I finished this semester off on a good note. I finished my paper, I got a 48/50 on my written test and a 199/200 on my exam. Couldn't be happier. All this worry is off my shoulders.
I just felt too anxious. I kept putting it off and finally just had to throw my hands up and tackle it.

I feel like I've been finding the most mundane things in my life to get excited over-
I got happy when I received mail. Someone told me I did a good job on our last photo shoot and I just wanted to hug them for just acknowledging the fact I put my all into it. I made flan last night for the first time in 10 months and it was.. the best thing ever.
And out of pure curiosity I tried on my skinny jeans that have been hiding in my dresser for two years. Oh snap. They fit.

I found myself making last minute plans with an old co worker from LA who was in Palm Springs for the weekend last night and ended up at Spencers. It felt like even though we were in the middle of the desert, we were still laughing and drinking like we were back in LA. The best last minute, midnight booze sesh.

I feel now that even though I'm slammed with work from now until Feb., I have so much free time with that one class under my belt. There are a lot of roads and options I want to pursue, so we'll see. A lot of places I want to go. A lot of mini roadtrips to take my dog on.

This weather is really making me home sick. All the fog and cold. Makes a girl miss it.

Thursday, December 15, 2011

A time for reflection



Jim in our room at Ace Hotel in palm Springs. The beginning of my journey


I woke up this morning quite early. But I honestly can't complain. I went out the night before and sincerely and truly enjoyed myself. For once I left my phone on silent. I had some drinks. I laughed. I stumbled on my words out of nervousness. Leading into butterflies in my stomach. Which led to rambling. I need to stop doing that. I do it far too often. Which is why I think I'm still single. I just talk too much haha. I wasn't worried about work.
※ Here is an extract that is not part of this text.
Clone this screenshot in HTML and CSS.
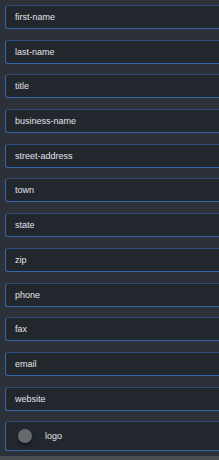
FILE: index.html
```html
<!DOCTYPE html>
<html lang="en">
<head>
    <meta charset="UTF-8">
    <meta name="viewport" content="width=device-width, initial-scale=1.0">
    <title>fields</title>
    <link rel="stylesheet" href="styles.css">
</head>
<body>
    <div class="field-list">
        <div class="field">first-name</div>
        <div class="field">last-name</div>
        <div class="field">title</div>
        <div class="field">business-name</div>
        <div class="field">street-address</div>
        <div class="field">town</div>
        <div class="field">state</div>
        <div class="field">zip</div>
        <div class="field">phone</div>
        <div class="field">fax</div>
        <div class="field">email</div>
        <div class="field">website</div>
        <div class="field field-logo">
            <span class="dot"></span>
            <span>logo</span>
        </div>
    </div>
    <div class="footer-strip"></div>
</body>
</html>
```

FILE: styles.css
```css
html, body {
    margin: 0;
    height: 100%;
}

body {
    background: #2c3139;
    font-family: 'Liberation Sans', Arial, sans-serif;
    overflow: hidden;
    display: flex;
    flex-direction: column;
}

.field-list {
    flex: 1;
    padding: 5px 0 0 5px;
    display: flex;
    flex-direction: column;
    gap: 10.7px;
}

/* box runs off the right edge, so no right border */
.field {
    box-sizing: border-box;
    height: 24px;
    flex-shrink: 0;
    padding-left: 9px;
    display: flex;
    align-items: center;
    background: #22262d;
    border: 1px solid #3467a3;
    border-top-color: #2a4d78;
    border-right: none;
    border-radius: 3px 0 0 3px;
    color: #e2e4e8;
    font-size: 9px;
}

.field-logo {
    height: 30px;
    padding-left: 12px;
    gap: 13px;
}

.dot {
    width: 14px;
    height: 14px;
    border-radius: 50%;
    background: #66686c;
    box-shadow: 0 3px 3px rgba(0, 0, 0, 0.35);
}

.footer-strip {
    height: 4px;
    flex-shrink: 0;
    background: #4a4d52;
}
```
I wasn't making lists in my head of what needs to be done. What has to be finished at the studio. What errands need to be run. The deadline of my exam and paper (all within the next 48 hours so now it's really crunch time). I simply enjoyed myself. I enjoyed being in the presence of a really great person. And for once in a really long time I let myself go with no expectations and had one of the best nights in a long time.

I woke up to horrible whiskey breath (why the hell didn't I brush my teeth? Embarrassing), a tiny head ache a cold apartment and four blankets that I then hibernated under for another three hours. I spent the last hour and a half just listening to Pandora on my phone. Listening to acoustic songs and raspy voices sing of loss, love, heartache, and new beginnings. I feel this has thrown me and tossed me around. But in a really good way. I started my year out in the desert. And I'm ending it in an entirely different desert. And I've gained a whole new concept of what independence fully is. I've created this plan of how I wanted my life to lead. And opportunities came up that have changed my life for the better. I've gotten in trouble, but it led to really good things, and making me fight my own battles, and respecting myself for taking care of business. I've gone from someone who would go out 5-6 nights a week, boozing and schmoozing, to rarely even taking a night out to have fun and work a job I literally walked into; I knew nothing about how to run a studio. I didn't know about the photography world outside of school. I didn't know about the business. And here I am now, juggling a professional job at a professional studio, going to school online and working a fun job planning events and parties.

I've grown up a lot this year. Not that I'm all work and no play. Trust. I still like to play.

Globally, this year has been one huge revolution after another. I'm a part of history. I've witnessed amazing things this year. I've experienced amazing things. I've seen so many concerts and shows and raves. I've put a good 7,000 miles on my car. I've made friends all over California, Nevada, Oregon, and New York this year. I've taken so many photographs. I am honestly living such a good life. I really feel like great things are coming. And I welcome them with open arms.

Tuesday, November 8, 2011

And I woke up




To the gloomy, grey clouds peaking through my windows. My dog curled up not even an inch away from my stomach. My stomach growling for food. My eyes not wanting to open. I think pulling the covers over my head will change the fact that I need to be to work in the next half hour.
I love what I do and I do what I love. I feel though, I'm not in the right spot to do it all. I can never be fucking satisfied. It's never good enough. I have an amazing job. An amazing boss. A great place, in a good neighborhood. But I bitch about not knowing anyone. I want a boyfriend. Or a designated snuggle buddy. The winter months always put me in a more romantic mood.
My life has consisted of tea. New amazing shoes. Yummy reading. And of course, Sufjan Stevens. I would really like to see him play. It's one of those concerts I feel I will never see in my life time. But would love to. I have to live and love the magic and musical genius through Vimeo and Youtube I guess...

I'll be home in San Francisco in two weeks. Extremely happy to be surrounded by friends. Even more happy about being able to see certain people. And to sit on my rooftop, drinking tea for possibly the last time. Looking out over downtown. I've lived an exciting, fun, life. I need to always remember this.